Every exception your system throws has two possible owners: you, or the person standing in front of the screen. And that choice — made a thousand times a day, in a thousand unremarkable lines of code — is a design decision with consequences that compound.

When a password policy produces Post-it notes on monitors, the policy failed.
When a self-checkout produces “theft,” the checkout failed.
When a 500 produces “try again,” the catch block lied.

The system failed. Not the user.

Think about Lesleigh Nurse’s children watching their mother get arrested because a barcode scanner misfired and a system decided that ambiguity equals guilt. Somewhere in a corporate office, the person who designed that system presumably went home and slept soundly, because the dashboard said everything was working.

And the dashboard wasn’t wrong. Everything was working. The arrests were working. The demand letters were working. The revenue was working.

The only thing that wasn’t working was the thing nobody measured: what the system was doing to the people standing in front of it.

Your system probably isn’t arresting anyone. But ask yourself — honestly — whether you’ve ever measured what your catch blocks are doing to the people who trigger them. Whether you even could measure it, with the dashboards you have.

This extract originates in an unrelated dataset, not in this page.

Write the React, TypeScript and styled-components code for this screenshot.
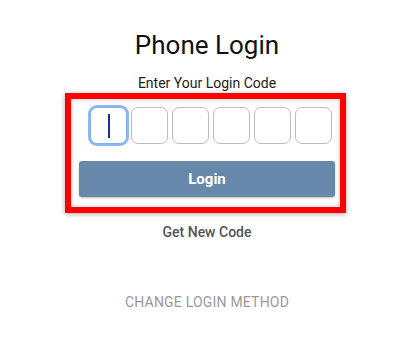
import React from "react";
import styled, { createGlobalStyle } from "styled-components";

const Global = createGlobalStyle`
  html, body { margin: 0; padding: 0; background: #ffffff; }
  body { font-family: Roboto, "Noto Sans", Arial, sans-serif; }
`;

const Page = styled.div`
  width: 414px;
  height: 350px;
  display: flex;
  flex-direction: column;
  padding-top: 30px;
  box-sizing: border-box;
`;

const Title = styled.h1`
  margin: 0;
  font-size: 26px;
  line-height: 30px;
  font-weight: 400;
  color: #111;
  text-align: center;
`;

const Subtitle = styled.div`
  margin-top: 15px;
  font-size: 14px;
  line-height: 17px;
  color: #222;
  text-align: center;
`;

const Card = styled.div`
  margin: 1px 0 0 65px;
  width: 281px;
  box-sizing: border-box;
  border: 6px solid #ff0000;
  box-shadow: 0 1px 5px rgba(0, 0, 0, 0.35), inset 0 0 4px rgba(0, 0, 0, 0.25);
  padding: 8px 5px 10px 8px;
  display: flex;
  flex-direction: column;
`;

const CodeRow = styled.div`
  display: flex;
  gap: 4px;
  padding-left: 11px;
`;

const CodeBox = styled.div<{ $focused?: boolean }>`
  width: 37px;
  height: 37px;
  box-sizing: border-box;
  border-radius: 7px;
  border: 1px solid ${(p) => (p.$focused ? "#7fb0ee" : "#bcbcbc")};
  box-shadow: ${(p) => (p.$focused ? "0 0 0 2px #8ab8f2" : "none")};
  background: #fff;
  display: flex;
  align-items: center;
  justify-content: center;
`;

const Caret = styled.div`
  width: 2px;
  height: 24px;
  background: #1b2aa8;
`;

const LoginButton = styled.button`
  margin-top: 17px;
  width: 256px;
  height: 36px;
  border: none;
  border-radius: 3px;
  background: #6788a8;
  color: #fff;
  font-family: Roboto, "Noto Sans", Arial, sans-serif;
  font-size: 15px;
  font-weight: 700;
  box-shadow: 0 1px 2px rgba(0, 0, 0, 0.25);
  padding: 0;
`;

const LinkText = styled.div<{ $muted?: boolean; $top: number }>`
  margin-top: ${(p) => p.$top}px;
  font-size: 14px;
  line-height: 17px;
  text-align: center;
  color: ${(p) => (p.$muted ? "#9a9a9a" : "#555")};
  font-weight: ${(p) => (p.$muted ? 400 : 500)};
  letter-spacing: ${(p) => (p.$muted ? "0.2px" : "0")};
`;

export default function App() {
  return (
    <>
      <Global />
      <Page>
        <Title>Phone Login</Title>
        <Subtitle>Enter Your Login Code</Subtitle>
        <Card>
          <CodeRow>
            {Array.from({ length: 6 }).map((_, i) => (
              <CodeBox key={i} $focused={i === 0}>
                {i === 0 && <Caret />}
              </CodeBox>
            ))}
          </CodeRow>
          <LoginButton>Login</LoginButton>
        </Card>
        <LinkText $top={11}>Get New Code</LinkText>
        <LinkText $top={53} $muted>
          CHANGE LOGIN METHOD
        </LinkText>
      </Page>
    </>
  );
}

If you can’t, then you and Walmart have more in common than you’d like to admit. Not in cruelty. Not in intent. But in architecture. You’re both measuring the system from inside the system, and calling it green.

The best systems are not the most sophisticated. They are the ones that assume the person in front of them is trying to do the right thing — because statistically, overwhelmingly, they are — and that when something goes wrong, the first place to look is the code, not the caller.

That’s the job. It has always been the job.